I think this perspective makes sense in both technology and business models. The "hard" part will be less about creating for a medium but the concept of a compelling narrative.


Here's a London based startup working on similar tech

www.lumirithmic.com


This is fantastic. Having an underlying 3d representation should make this viable for videogames. This is not super dissimilar to what Meta showed at Connect a few days ago, although I noticed Meta's version of this had some sort of normal map generated as well?


Generating normals is not particularly difficult once you have triangles. I believe the method is to take one corner of the triangle, get the two vectors pointing towards the two other corners, and then get the cross product of these two vectors. This gives you a new vector that is perpendicular to the triangle's face, i.e. the normal.


Normals is not the same as normal maps.


You're right. One's a storage method for normals.


You are confusing a per vertex information with a per texel one.


No I just thought he was implying normals were hard to generate.

In your case you need a couple more steps: generate uvs and render to texture.


There's little point in rendering normals computed from a triangle mesh to a normal map. The point of using textures is that they enable greater detail without having to add many vertices. With the right normal map, you can make a flat triangle look curved or bumpy.
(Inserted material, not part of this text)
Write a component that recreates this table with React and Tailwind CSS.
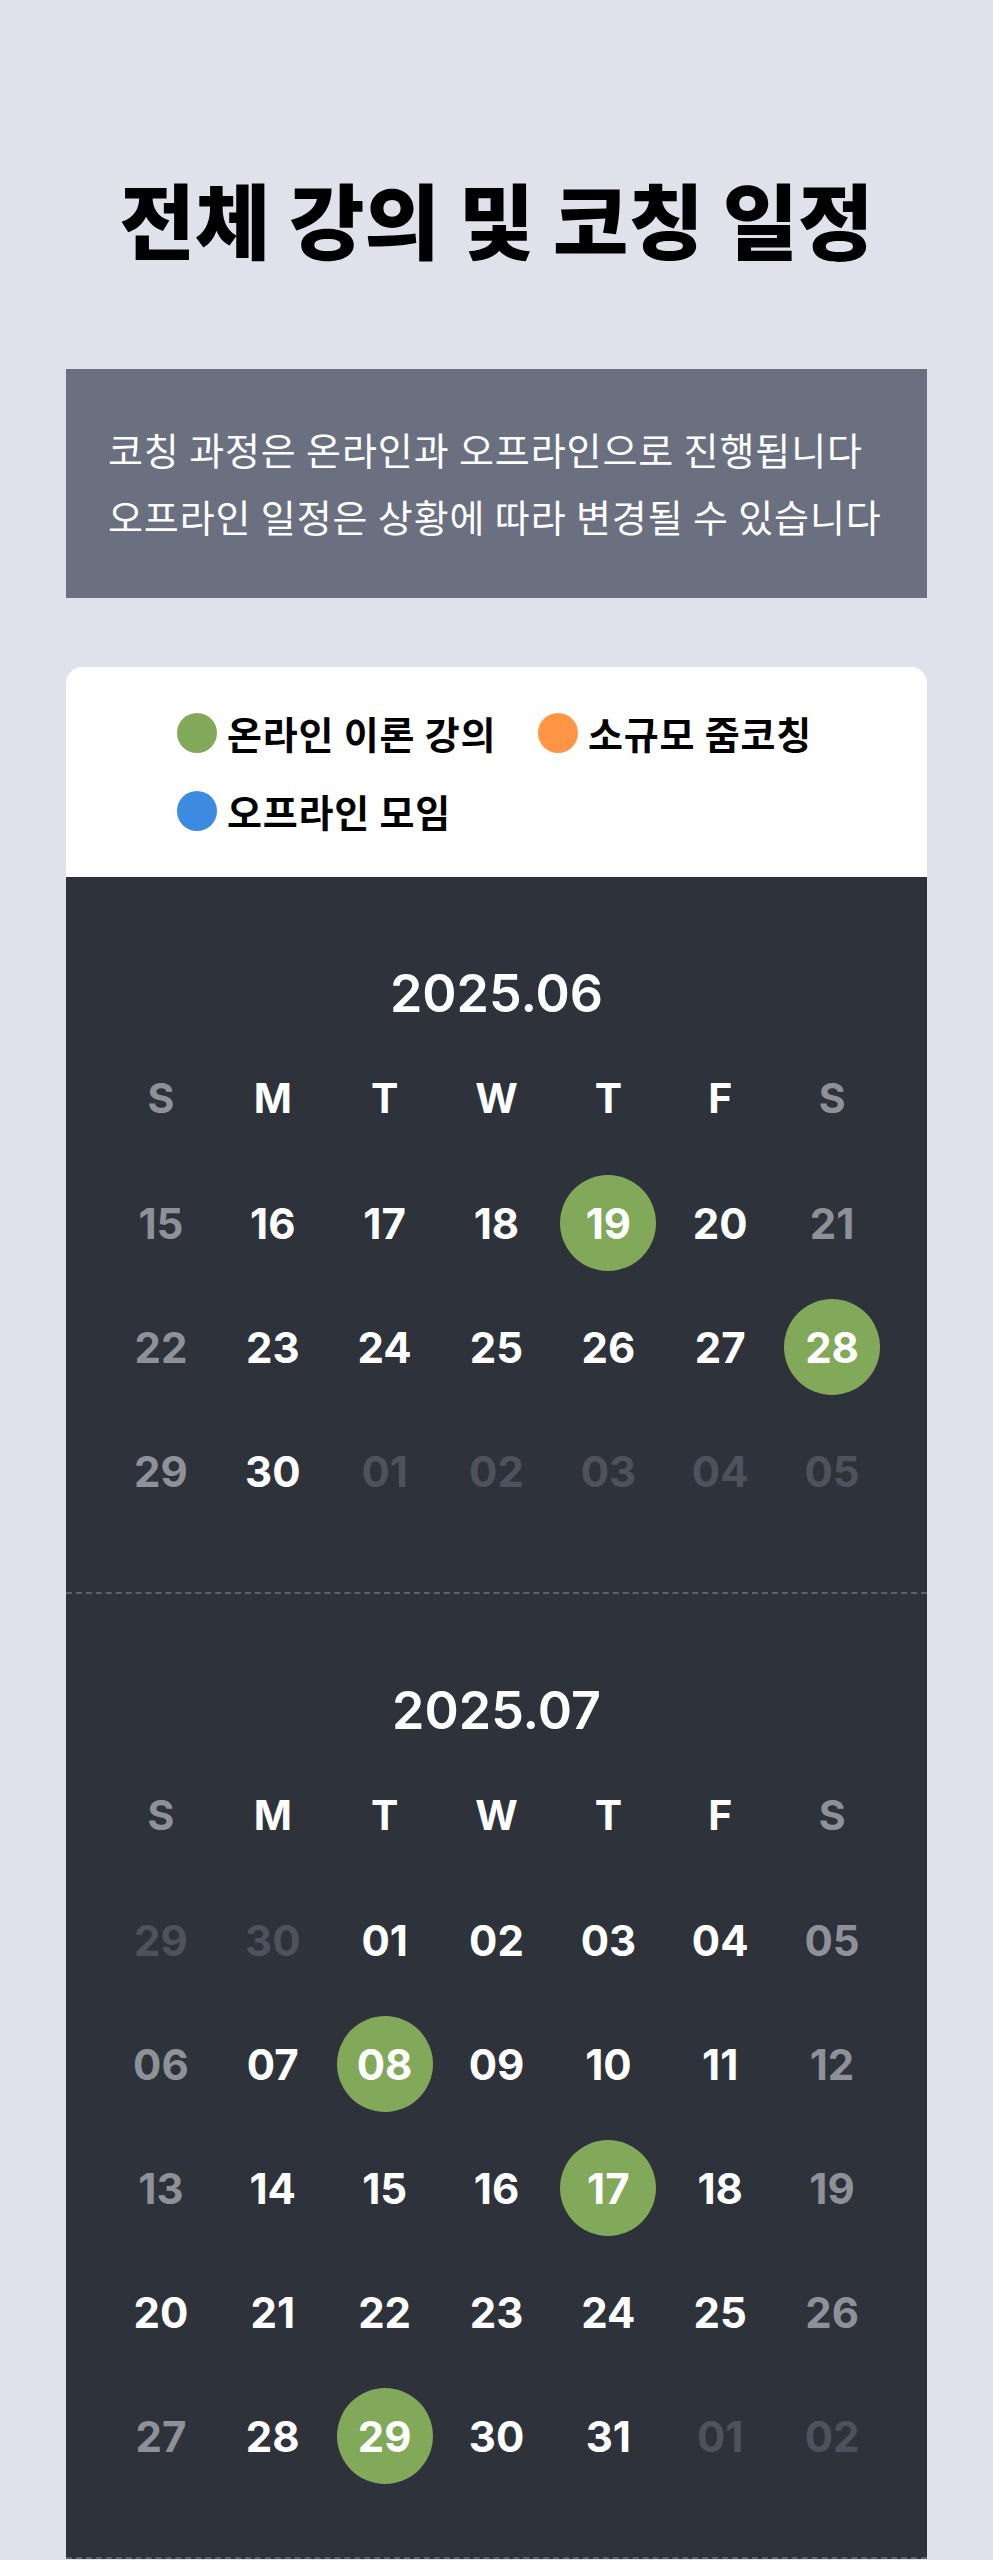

Computing a normal map from video that still looks good if you change the lighting is a bit more difficult.


> There's little point in rendering normals computed from a triangle mesh to a normal map.

I disagree. It's a common workflow that I've used many times. The idea is you bake the normals from a high poly model with millions of verts and then apply the texture to a low poly model with matching uvs.

> Computing a normal map from video that still looks good if you change the lighting is a bit more difficult.

Yes, I agree. But it's also difficult to generate a clean mesh, and we can see that they've succeeded in doing that. The point I tried (and failed) to make is that if they can generate a mesh like that from a video, then normals shouldn't be too much of a stretch.